The most important market for Brent is a forward market based on 25 days advance declaration. Brent producers nominate “Cash cargoes” to buyers without fixing the approximate date or vessel. This is simply “I sold you Brent oil at fixed price with delivery in some future month”. The buyer can choose a loading date later but has to give 25 days advance declaration to the producer. After declaration, the cargo becomes wet and appears in a different market, namely Dated Brent. At this point the cargo can continue to change hands but “Dated Brent” specifies all of the details, including vessel and loading date (actually it can be a 2-3 days period known as the Lay/Can).
Previously, market used 7-15 Day Brent basis but the basis evolved over time into 10-21 days basis in 2002 (Forties and Oseberg were added so assessment period for cargoes loading increased) and became the 10-25 day basis since 6 January 2012.
Cash cargoes
These contracts can be referred as forwards.
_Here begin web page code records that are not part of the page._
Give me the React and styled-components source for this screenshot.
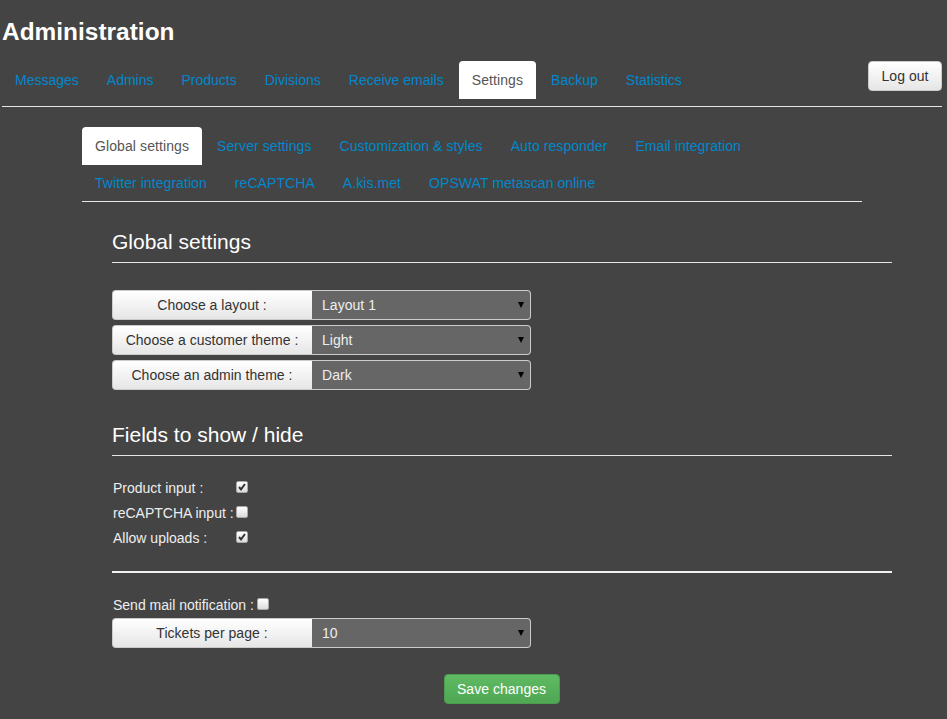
import React from "react";
import styled, { createGlobalStyle } from "styled-components";

const GlobalStyle = createGlobalStyle`
  html, body {
    margin: 0;
    background: #444444;
    color: #eeeeee;
    font-family: "Liberation Sans", Arial, sans-serif;
    font-size: 14px;
    line-height: 20px;
    letter-spacing: 0.03px;
  }
  * {
    box-sizing: border-box;
  }
`;

const Page = styled.div`
  position: relative;
  padding: 18px 5px 0 2px;
  height: 719px;
  overflow: hidden;
`;

const Title = styled.h1`
  margin: 0;
  font-size: 24.4px;
  line-height: 28px;
  font-weight: bold;
  color: #ffffff;
`;

const TabBar = styled.ul`
  display: flex;
  flex-wrap: wrap;
  list-style: none;
  margin: ${(p) => (p.$sub ? "20px 0 0 80px" : "15px 0 0")};
  padding: 0 0 ${(p) => (p.$sub ? "0" : "8px")};
  width: ${(p) => (p.$sub ? "780px" : "auto")};
  border-bottom: 1px solid #e6e6e6;
`;

const TabItem = styled.li`
  margin: 0 2px -1px 0;
  padding: 9px 13px;
  height: 38px;
  line-height: 20px;
  letter-spacing: ${(p) => (p.$active ? "0.1px" : p.$spacing)};
  color: ${(p) => (p.$active ? "#555555" : "#0088cc")};
  background: ${(p) => (p.$active ? "#ffffff" : "transparent")};
  border-radius: 4px 4px 0 0;
  white-space: nowrap;
`;

const LogoutButton = styled.button`
  position: absolute;
  top: 61px;
  right: 5px;
  width: 74px;
  height: 30px;
  padding: 0;
  font: inherit;
  letter-spacing: inherit;
  color: #333333;
  background: linear-gradient(#ffffff, #e6e6e6);
  border: 1px solid #cccccc;
  border-radius: 4px;
`;

const Content = styled.form`
  margin: 0 0 0 110px;
  width: 780px;
`;

const SectionTitle = styled.h3`
  margin: ${(p) => p.$top} 0 0;
  padding-bottom: 9px;
  font-size: 21px;
  line-height: 22px;
  font-weight: 500;
  letter-spacing: 0;
  color: #ffffff;
  border-bottom: 1px solid #e6e6e6;
`;

const Groups = styled.div`
  display: flex;
  flex-direction: column;
  gap: 5px;
  margin-top: ${(p) => p.$top};
`;

const Group = styled.div`
  display: flex;
  width: 419px;
  height: 30px;
`;

const Addon = styled.span`
  flex: 0 0 200px;
  padding-right: 1px;
  text-align: center;
  line-height: 28px;
  color: #333333;
  background: linear-gradient(#ffffff, #e6e6e6);
  border: 1px solid #cccccc;
  border-right: 0;
  border-radius: 4px 0 0 4px;
`;

const SelectBox = styled.div`
  position: relative;
  flex: 1;
  &::after {
    content: "";
    position: absolute;
    right: 7px;
    top: 12px;
    border-left: 3px solid transparent;
    border-right: 3px solid transparent;
    border-top: 6px solid #000000;
  }
`;

const Select = styled.select`
  appearance: none;
  display: block;
  width: 100%;
  height: 30px;
  padding: 0 10px;
  font: inherit;
  letter-spacing: inherit;
  color: #eeeeee;
  background: #666666;
  border: 1px solid #cccccc;
  border-left: 0;
  border-radius: 0 4px 4px 0;
  outline: 0;
`;

const Checks = styled.div`
  margin-top: ${(p) => p.$top};
`;

const CheckRow = styled.label`
  display: flex;
  align-items: center;
  height: 25px;
  margin-left: 1px;
  letter-spacing: 0;
  color: #eeeeee;
`;

const CheckLabel = styled.span`
  flex: 0 0 ${(p) => p.$width};
`;

const CheckBox = styled.span`
  display: block;
  width: 12px;
  height: 12px;
  margin-top: -2px;
  background: linear-gradient(#ffffff, #dcdcdc);
  border: 1px solid #a8a8a8;
  border-radius: 2px;
  svg {
    display: block;
  }
`;

const Divider = styled.hr`
  margin: 21px 0 0;
  border: 0;
  height: 2px;
  background: #f2f2f2;
`;

const Actions = styled.div`
  display: flex;
  justify-content: center;
  margin: 26px 0 0 -1px;
`;

const SaveButton = styled.button`
  width: 116px;
  height: 30px;
  padding: 0;
  font: inherit;
  letter-spacing: inherit;
  color: #ffffff;
  background: linear-gradient(#5fbb63, #4fa653);
  border: 1px solid #4a9d4e;
  border-radius: 4px;
`;

const Check = ({ checked }) => (
  <CheckBox>
    {checked && (
      <svg width="10" height="10" viewBox="0 0 10 10">
        <path d="M2 5l2 2.4L8 2" fill="none" stroke="#333333" strokeWidth="2" />
      </svg>
    )}
  </CheckBox>
);

const mainTabs = [
  "Messages",
  "Admins",
  "Products",
  "Divisions",
  "Receive emails",
  "Settings",
  "Backup",
  "Statistics",
];

const subTabs = [
  "Global settings",
  "Server settings",
  "Customization & styles",
  "Auto responder",
  "Email integration",
  "Twitter integration",
  "reCAPTCHA",
  "A.kis.met",
  "OPSWAT metascan online",
];

const SelectGroup = ({ label, value }) => (
  <Group>
    <Addon>{label}</Addon>
    <SelectBox>
      <Select defaultValue={value}>
        <option>{value}</option>
      </Select>
    </SelectBox>
  </Group>
);

export default function App() {
  return (
    <Page>
      <GlobalStyle />
      <Title>Administration</Title>
      <TabBar>
        {mainTabs.map((t) => (
          <TabItem key={t} $spacing="0" $active={t === "Settings"}>
            {t}
          </TabItem>
        ))}
      </TabBar>
      <LogoutButton type="button">Log out</LogoutButton>
      <TabBar $sub>
        {subTabs.map((t) => (
          <TabItem key={t} $spacing="0.07px" $active={t === "Global settings"}>
            {t}
          </TabItem>
        ))}
      </TabBar>
      <Content>
        <SectionTitle $top="29px">Global settings</SectionTitle>
        <Groups $top="27px">
          <SelectGroup label="Choose a layout :" value="Layout 1" />
          <SelectGroup label="Choose a customer theme :" value="Light" />
          <SelectGroup label="Choose an admin theme :" value="Dark" />
        </Groups>
        <SectionTitle $top="34px">Fields to show / hide</SectionTitle>
        <Checks $top="19px">
          <CheckRow>
            <CheckLabel $width="123px">Product input :</CheckLabel>
            <Check checked />
          </CheckRow>
          <CheckRow>
            <CheckLabel $width="123px">reCAPTCHA input :</CheckLabel>
            <Check />
          </CheckRow>
          <CheckRow>
            <CheckLabel $width="123px">Allow uploads :</CheckLabel>
            <Check checked />
          </CheckRow>
        </Checks>
        <Divider />
        <Checks $top="19px">
          <CheckRow>
            <CheckLabel $width="144px">Send mail notification :</CheckLabel>
            <Check />
          </CheckRow>
        </Checks>
        <Groups $top="1px">
          <SelectGroup label="Tickets per page :" value="10" />
        </Groups>
        <Actions>
          <SaveButton type="button">Save changes</SaveButton>
        </Actions>
      </Content>
    </Page>
  );
}
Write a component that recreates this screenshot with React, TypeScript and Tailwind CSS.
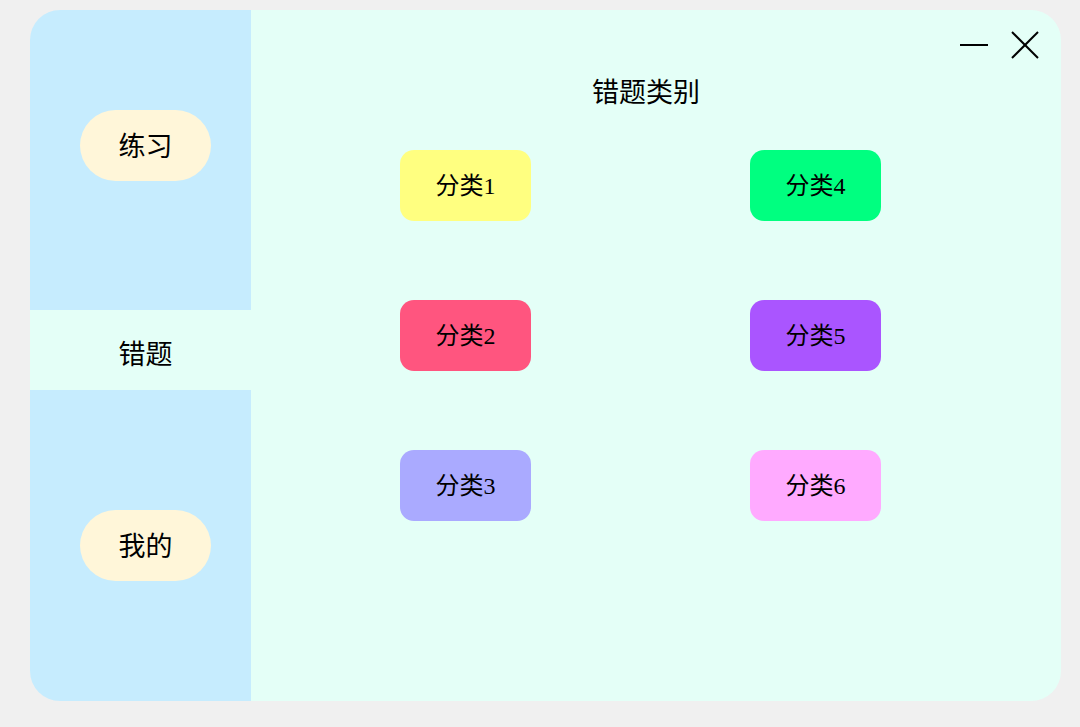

Several different names are used, like Cash BFOE, 25 day Cash BFOE, Cash Forwards (strange enough, I would never use this name), Paper BFOE or Paper Brent but the meaning is the same: the price is locked at the time of nominating by seller for delivery at a future point in time but beyond 25 days. For example, contracts can be traded in October for delivery in December. Brent shipping operators announce the loading programs to be wet in December, so the buyer can arrange for a vessel to arrive for loading in December.
These contracts can be cash settled if two counterparties do not wish physical delivery.
Contracts for Difference
These contracts represent one period swap between a Dated Brent and a Cash Cargo.
Brent Futures
The main contracts on the exchange market are ICE Brent futures, physical or cash settled. Futures settle against the 25 day Cash BFOE, that’s why 25 day basis is the most important.
WTI (West Texas Intermediate) is a pipeline market with a delivery point in Cushing, Oklahoma. This is the main crude oil in the U.S.
A variety of crudes can be delivered against the WTI contract which gives arbitrage opportunities to traders.
However, the price differences between two crudes should compensate delivery costs.
Other North American benchmarks are also used:
• Coastal crude grade LLS, Light Louisiana Sweet (St. James, Louisiana)
• West Texas Sour (Midland Texas)
• Mars (Clovelly, Louisiana)
• Bakken (North Dakota)
This is a third major benchmark crude. Dubai became the main price marker in the mid-1980s but the decline of output allowed adding Oman contracts to be settled against Dubai contracts in 2001.
Tapis (Malaysian; Asia Pacific benchmark) and Urals (Eastern Europe; Mediterranean benchmark) are also well known crude benchmarks along with the OPEC reference average basket of 15 different crudes.